2. Water Infrastructure Stress: Water distribution systems experience high demand for both cooling towers and residential irrigation. This drop in system pressure requires additional pumping energy, while rapid temperature shifts in soil can cause ground movement, increasing the failure rate of aging water mains.
3. Public Cooling Centers: Operating dedicated public cooling infrastructure requires redirecting municipal personnel and funding from standard civil operations to emergency management budgets.

Strategic Playbook for Industrial and Institutional Infrastructure

To mitigate the systemic risks of predictable regional heat waves, operators cannot rely on reactive, short-term conservation appeals. Asset managers must implement a structural insulation strategy built on three distinct pillars.

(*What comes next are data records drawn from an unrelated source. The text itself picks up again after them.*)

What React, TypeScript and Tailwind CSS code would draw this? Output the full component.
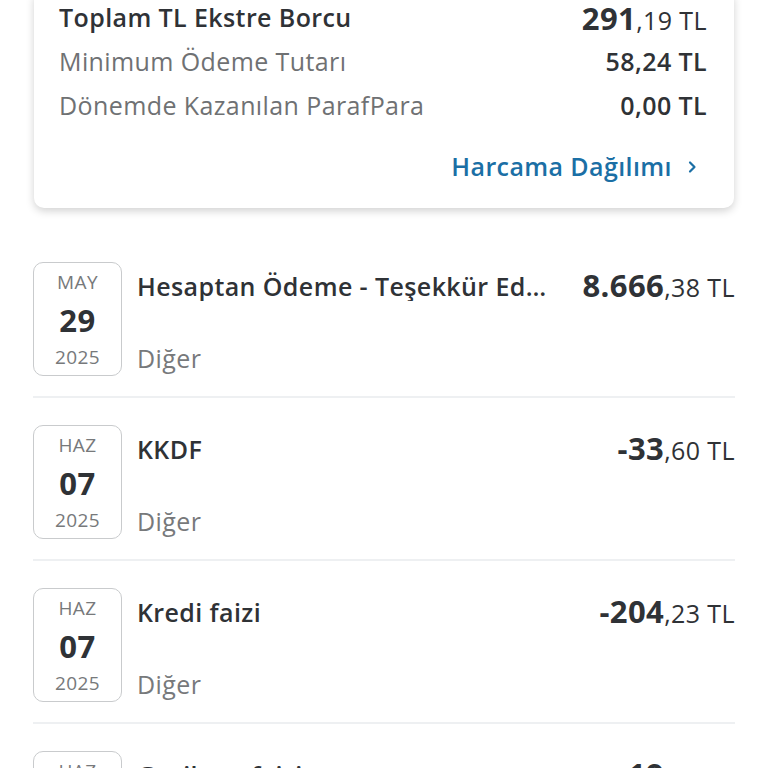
import React from 'react';

type Tx = {
  month: string;
  day: string;
  year: string;
  title: string;
  category: string;
  whole: string;
  frac: string;
};

const txs: Tx[] = [
  { month: 'MAY', day: '29', year: '2025', title: 'Hesaptan Ödeme - Teşekkür Ederiz', category: 'Diğer', whole: '8.666', frac: ',38 TL' },
  { month: 'HAZ', day: '07', year: '2025', title: 'KKDF', category: 'Diğer', whole: '-33', frac: ',60 TL' },
  { month: 'HAZ', day: '07', year: '2025', title: 'Kredi faizi', category: 'Diğer', whole: '-204', frac: ',23 TL' },
  { month: 'HAZ', day: '07', year: '2025', title: 'Gecikme faizi', category: 'Diğer', whole: '-19', frac: ',78 TL' },
];

function SummaryRow({ label, value, strong }: { label: string; value: React.ReactNode; strong?: boolean }) {
  return (
    <div className="flex h-[44px] items-center justify-between">
      <span className={strong ? 'text-[25px] font-semibold text-[#2f3236]' : 'text-[25px] text-[#6f7173]'}>{label}</span>
      <span className="text-[25px] font-semibold text-[#2f3236]">{value}</span>
    </div>
  );
}

export default function App() {
  return (
    <div className="h-[768px] overflow-hidden bg-white font-['Open_Sans',sans-serif] tracking-[0.4px]">
      {/* ekstre özeti */}
      <div className="mx-[34px] -mt-[10px] rounded-[10px] bg-white pt-[6px] pb-[21px] pl-[25px] pr-[27px] shadow-[0_3px_8px_rgba(0,0,0,0.18)]">
        <SummaryRow
          label="Toplam TL Ekstre Borcu"
          strong
          value={
            <>
              <span className="text-[31px] font-bold">291</span>
              <span className="font-medium">,19 TL</span>
            </>
          }
        />
        <SummaryRow label="Minimum Ödeme Tutarı" value="58,24 TL" />
        <SummaryRow label="Dönemde Kazanılan ParafPara" value="0,00 TL" />
        <div className="mt-[19px] flex h-[40px] items-center justify-end pr-[9px] text-[25px] font-semibold text-[#1b6fa5]">
          Harcama Dağılımı
          <svg className="ml-[14px]" width="12" height="14" viewBox="0 0 12 14" fill="none">
            <path d="M4 2.5 L8.5 7 L4 11.5" stroke="#1b6fa5" strokeWidth="2.2" strokeLinecap="round" strokeLinejoin="round" />
          </svg>
        </div>
      </div>

      {/* hareketler */}
      <div className="mx-[33px] mt-[27px]">
        {txs.map((t, i) => (
          <div key={i} className="flex border-b-2 border-[#eef0f2] pt-[27px] pb-[20px]">
            <div className="flex h-[114px] w-[89px] shrink-0 flex-col items-center rounded-[10px] border border-[#c9cbcd]">
              <div className="mt-[6px] text-[19px] leading-[26px] text-[#77797b]">{t.month}</div>
              <div className="text-[31px] font-bold leading-[50px] text-[#2f3236]">{t.day}</div>
              <div className="text-[19px] leading-[24px] text-[#77797b]">{t.year}</div>
            </div>
            <div className="ml-[15px] flex h-[114px] min-w-0 flex-1 flex-col justify-between pt-[8px] pb-[3px]">
              <div className="flex items-center justify-between leading-[30px]">
                <span className="truncate pr-[28px] text-[25px] font-semibold text-[#2f3236]">{t.title}</span>
                <span className="shrink-0 text-[25px] font-medium text-[#2f3236]">
                  <span className="text-[31px] font-bold">{t.whole}</span>
                  {t.frac}
                </span>
              </div>
              <div className="text-[25px] leading-[30px] text-[#77797b]">{t.category}</div>
            </div>
          </div>
        ))}
      </div>
    </div>
  );
}
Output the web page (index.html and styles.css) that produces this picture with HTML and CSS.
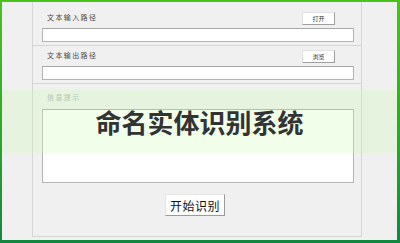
FILE: index.html
```html
<!DOCTYPE html>
<html lang="zh-CN">
<head>
    <meta charset="UTF-8">
    <title>命名实体识别系统</title>
    <link rel="stylesheet" href="styles.css">
</head>
<body>

    <div class="window">
        <div class="panel">
            <div class="section first">
                <div class="row">
                    <span class="label">文本输入路径</span>
                    <button class="small-btn">打开</button>
                </div>
                <input class="path-input" type="text">
            </div>

            <div class="section">
                <div class="row">
                    <span class="label">文本输出路径</span>
                    <button class="small-btn">浏览</button>
                </div>
                <input class="path-input" type="text">
            </div>

            <div class="section last">
                <span class="label faded">信息提示</span>
                <textarea class="info-box"></textarea>
                <button class="start-btn">开始识别</button>
            </div>
        </div>

        <!-- title banner over the form -->
        <div class="banner">命名实体识别系统</div>
    </div>

</body>
</html>
```

FILE: styles.css
```css
body {
    margin: 0;
    background-color: #f0f0f0;
    font-family: "Noto Sans CJK SC", "Noto Sans", sans-serif;
}
.window {
    position: relative;
    width: 400px;
    height: 243px;
    box-sizing: border-box;
    border-style: solid;
    border-width: 2px 3px 3px 2px;
    border-image: linear-gradient(to bottom, #4ac31b, #2aa628 60%, #118840) 1;
    background-color: #f0f0f0;
}
.panel {
    margin-left: 30px;
    width: 330px;
    height: 235px;
    box-sizing: border-box;
    border: 1px solid #d6d6d6;
    border-top: none;
    display: flex;
    flex-direction: column;
}
.section {
    padding: 4px 7px 3px 9px;
    border-bottom: 1px solid #d6d6d6;
    display: flex;
    flex-direction: column;
}
.section.first {
    padding-top: 10px;
}
.section.last {
    border-bottom: none;
    padding-top: 9px;
    align-items: flex-start;
}
.row {
    display: flex;
    justify-content: space-between;
    align-items: flex-start;
    margin-bottom: 3px;
}
.label {
    font-size: 7px;
    line-height: 8px;
    letter-spacing: 1.4px;
    color: #4a4a4a;
    margin-left: 5px;
    margin-top: 1px;
}
.label.faded {
    color: #b0b0b0;
    margin-top: 0;
}
.small-btn {
    width: 33px;
    height: 13px;
    margin-right: 19px;
    padding: 0;
    font-family: inherit;
    font-size: 6px;
    color: #333;
    background-color: #fff;
    border: 1px solid #e2e2e2;
    border-right-color: #a0a0a0;
    border-bottom-color: #a0a0a0;
}
.path-input {
    width: 312px;
    height: 14px;
    box-sizing: border-box;
    margin: 0;
    padding: 0;
    background-color: #fff;
    border: 1px solid #b4b4b4;
    border-top-color: #a8a8a8;
    outline: none;
}
.info-box {
    width: 312px;
    height: 74px;
    box-sizing: border-box;
    margin: 8px 0 0 0;
    padding: 0;
    resize: none;
    background-color: #fff;
    border: 1px solid #b4b4b4;
    border-top-color: #a8a8a8;
}
.start-btn {
    align-self: center;
    margin: 11px 6px 0 0;
    width: 60px;
    height: 22px;
    padding: 0;
    font-family: "Noto Sans CJK SC", serif;
    font-size: 12px;
    letter-spacing: 0.5px;
    color: #111;
    background-color: #fff;
    border: 1px solid #e6e6e6;
    border-right-color: #9a9a9a;
    border-bottom-color: #9a9a9a;
}
.banner {
    position: absolute;
    left: 0;
    right: 0;
    top: 88px;
    height: 63px;
    display: flex;
    justify-content: center;
    align-items: center;
    background-color: rgba(200, 250, 180, 0.28);
    font-size: 26px;
    font-weight: bold;
    color: #333;
    letter-spacing: 0;
}
```
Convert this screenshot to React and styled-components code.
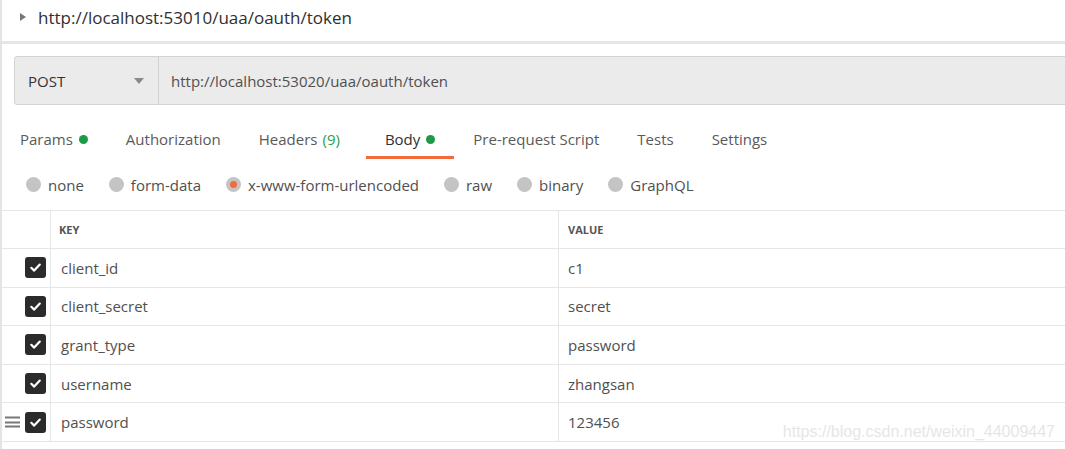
import React from 'react'
import styled, { createGlobalStyle } from 'styled-components'

const GlobalStyle = createGlobalStyle`
  html, body { margin: 0; padding: 0; background: #fff; }
  body { font-family: "Open Sans", "Noto Sans", sans-serif; }
`

const params = [
  { key: 'client_id', value: 'c1' },
  { key: 'client_secret', value: 'secret' },
  { key: 'grant_type', value: 'password' },
  { key: 'username', value: 'zhangsan' },
  { key: 'password', value: '123456', handle: true },
]

const tabs = [
  { label: 'Params', dot: true },
  { label: 'Authorization' },
  { label: 'Headers', count: '(9)' },
  { label: 'Body', dot: true, active: true },
  { label: 'Pre-request Script' },
  { label: 'Tests' },
  { label: 'Settings' },
]

const modes = ['none', 'form-data', 'x-www-form-urlencoded', 'raw', 'binary', 'GraphQL']

const App = () => {
  return (
    <StyledPage>
      <GlobalStyle />
      <Header>
        <Caret />
        <HeaderTitle>http://localhost:53010/uaa/oauth/token</HeaderTitle>
      </Header>

      <RequestBar>
        <MethodSelect>
          <span>POST</span>
          <DownCaret />
        </MethodSelect>
        <UrlText>http://localhost:53020/uaa/oauth/token</UrlText>
      </RequestBar>

      <TabRow>
        {tabs.map((t) => (
          <Tab key={t.label} active={t.active}>
            {t.label}
            {t.count && <Count>{t.count}</Count>}
            {t.dot && <Dot />}
          </Tab>
        ))}
      </TabRow>

      <RadioRow>
        {modes.map((m) => (
          <RadioItem key={m}>
            <Radio checked={m === 'x-www-form-urlencoded'} />
            {m}
          </RadioItem>
        ))}
      </RadioRow>

      <Table>
        <Row head>
          <CheckCell />
          <KeyCell head>KEY</KeyCell>
          <ValueCell head>VALUE</ValueCell>
        </Row>
        {params.map((p) => (
          <Row key={p.key}>
            <CheckCell>
              {p.handle && <Handle><i /><i /><i /></Handle>}
              <Checkbox>
                <svg width="13" height="13" viewBox="0 0 13 13">
                  <path d="M2.3 6.8 L5.2 9.6 L10.8 3.6" fill="none" stroke="#fff" strokeWidth="2.2" strokeLinecap="round" strokeLinejoin="round" />
                </svg>
              </Checkbox>
            </CheckCell>
            <KeyCell>{p.key}</KeyCell>
            <ValueCell>{p.value}</ValueCell>
          </Row>
        ))}
      </Table>

      <Watermark>https://blog.csdn.net/weixin_44009447</Watermark>
    </StyledPage>
  )
}
export default App

const StyledPage = styled.div`
  position: relative;
  width: 1065px;
  height: 449px;
  overflow: hidden;
  border-left: 2px solid #e4e4e4;
  box-sizing: border-box;
`

const Header = styled.div`
  height: 41px;
  display: flex;
  align-items: center;
  padding-left: 18px;
  border-bottom: 3px solid #e6e6e6;
`

const Caret = styled.span`
  width: 0;
  height: 0;
  border-top: 4px solid transparent;
  border-bottom: 4px solid transparent;
  border-left: 6px solid #777;
  margin-right: 12px;
  margin-top: -7px;
`

const HeaderTitle = styled.span`
  font-size: 17px;
  color: #303030;
  margin-top: -7px;
`

const RequestBar = styled.div`
  margin: 12px 0 0 12px;
  width: 1100px;
  height: 49px;
  box-sizing: border-box;
  display: flex;
  background: #ebebeb;
  border: 1px solid #d3d3d3;
  border-radius: 3px;
`

const MethodSelect = styled.div`
  width: 144px;
  box-sizing: border-box;
  display: flex;
  align-items: center;
  justify-content: space-between;
  padding: 0 14px 0 13px;
  border-right: 1px solid #d3d3d3;
  font-size: 15px;
  color: #333;
`

const DownCaret = styled.span`
  width: 0;
  height: 0;
  border-left: 5px solid transparent;
  border-right: 5px solid transparent;
  border-top: 6px solid #8a8a8a;
`

const UrlText = styled.div`
  display: flex;
  align-items: center;
  padding-left: 12px;
  font-size: 15px;
  color: #505050;
`

const TabRow = styled.div`
  display: flex;
  margin-top: 18px;
  margin-left: -1px;
`

const Tab = styled.div`
  display: flex;
  align-items: center;
  padding: 6px 19px 6px;
  line-height: 21px;
  font-size: 15px;
  color: ${(p) => (p.active ? '#303030' : '#5a5a5a')};
  border-bottom: 3px solid ${(p) => (p.active ? '#f26b3a' : 'transparent')};
`

const Count = styled.span`
  color: #26a04c;
  margin-left: 5px;
  margin-right: 7px;
`

const Dot = styled.span`
  width: 9px;
  height: 9px;
  border-radius: 50%;
  background: #1e9a47;
  margin-left: 6px;
`

const RadioRow = styled.div`
  height: 51px;
  display: flex;
  align-items: center;
  gap: 25px;
  padding-left: 24px;
`

const RadioItem = styled.div`
  display: flex;
  align-items: center;
  gap: 7px;
  font-size: 15px;
  color: #505050;
`

const Radio = styled.span`
  width: 15px;
  height: 15px;
  border-radius: 50%;
  background: #c4c4c4;
  display: flex;
  align-items: center;
  justify-content: center;
  &::after {
    content: '';
    width: 7px;
    height: 7px;
    border-radius: 50%;
    background: ${(p) => (p.checked ? '#f26b3a' : 'transparent')};
  }
`

const Table = styled.div`
  border-top: 1px solid #e6e6e6;
  width: 1100px;
`

const Row = styled.div`
  display: grid;
  grid-template-columns: 49px 508px 1fr;
  height: ${(p) => (p.head ? '38px' : '38.6px')};
  box-sizing: border-box;
  border-bottom: 1px solid #e6e6e6;
`

const CheckCell = styled.div`
  position: relative;
  display: flex;
  align-items: center;
  justify-content: flex-end;
  padding-right: 4px;
  border-right: 1px solid #e6e6e6;
`

const Handle = styled.span`
  position: absolute;
  left: 3px;
  top: 50%;
  transform: translateY(-50%);
  display: flex;
  flex-direction: column;
  gap: 2.5px;
  i {
    display: block;
    width: 15px;
    height: 2px;
    background: #777;
  }
`

const Checkbox = styled.span`
  width: 21px;
  height: 21px;
  border-radius: 3px;
  background: #2b2b2b;
  display: flex;
  align-items: center;
  justify-content: center;
`

const KeyCell = styled.div`
  display: flex;
  align-items: center;
  padding-left: ${(p) => (p.head ? '8px' : '10px')};
  border-right: 1px solid #e6e6e6;
  font-size: ${(p) => (p.head ? '11px' : '15px')};
  font-weight: ${(p) => (p.head ? 700 : 400)};
  color: ${(p) => (p.head ? '#555' : '#505050')};
`

const ValueCell = styled.div`
  display: flex;
  align-items: center;
  padding-left: 9px;
  font-size: ${(p) => (p.head ? '11px' : '15px')};
  font-weight: ${(p) => (p.head ? 700 : 400)};
  color: ${(p) => (p.head ? '#555' : '#505050')};
`

const Watermark = styled.div`
  position: absolute;
  right: 10px;
  bottom: 8px;
  font-family: "Liberation Sans", Arial, sans-serif;
  font-size: 16px;
  color: #e6e6e6;
`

Dual-Fuel and Battery Storage Redundancy

Facilities with high uptime requirements (data centers, cold-storage logistics, manufacturing) must decouple their critical processes from the primary distribution grid during peak pricing and high-strain windows.

• Deploy behind-the-meter battery energy storage systems (BESS) calibrated to discharge specifically between 4:00 PM and 9:00 PM, capturing the spread between midday solar overproduction and evening peak tariffs.
• Ensure backup diesel or natural gas generation assets are tested under derated thermal conditions, verifying that cooling loops and fuel delivery systems can operate continuously at ambient temperatures exceeding 43°C (110°F).

Thermal Inertia Optimization

Large-scale commercial real estate assets must utilize the building envelope as a thermal battery.

• Implement sub-cooling strategies by running HVAC chillers at maximum capacity during off-peak morning hours (2:00 AM to 6:00 AM) when the grid is unstressed and electricity costs are minimal.
• Allow the internal temperature of the structure to drift upward slowly during peak afternoon hours, leveraging the building’s thermal mass to reduce active mechanical cooling demand by up to 30% during the grid's most vulnerable periods.

Supply Chain and Contractual Indexing

Logistics and construction firms must transition from fixed-schedule operations to weather-indexed flexible staging.

• Integrate automated WBGT triggers into labor contracts to formalize shift rotations before heat events occur, mitigating ad-hoc operational stoppages.
• Structure material procurement contracts—especially for temperature-sensitive inputs like chemicals, adhesives, and raw concrete—with mandatory climate-controlled transport stipulations to eliminate material spoilage before arrival on site.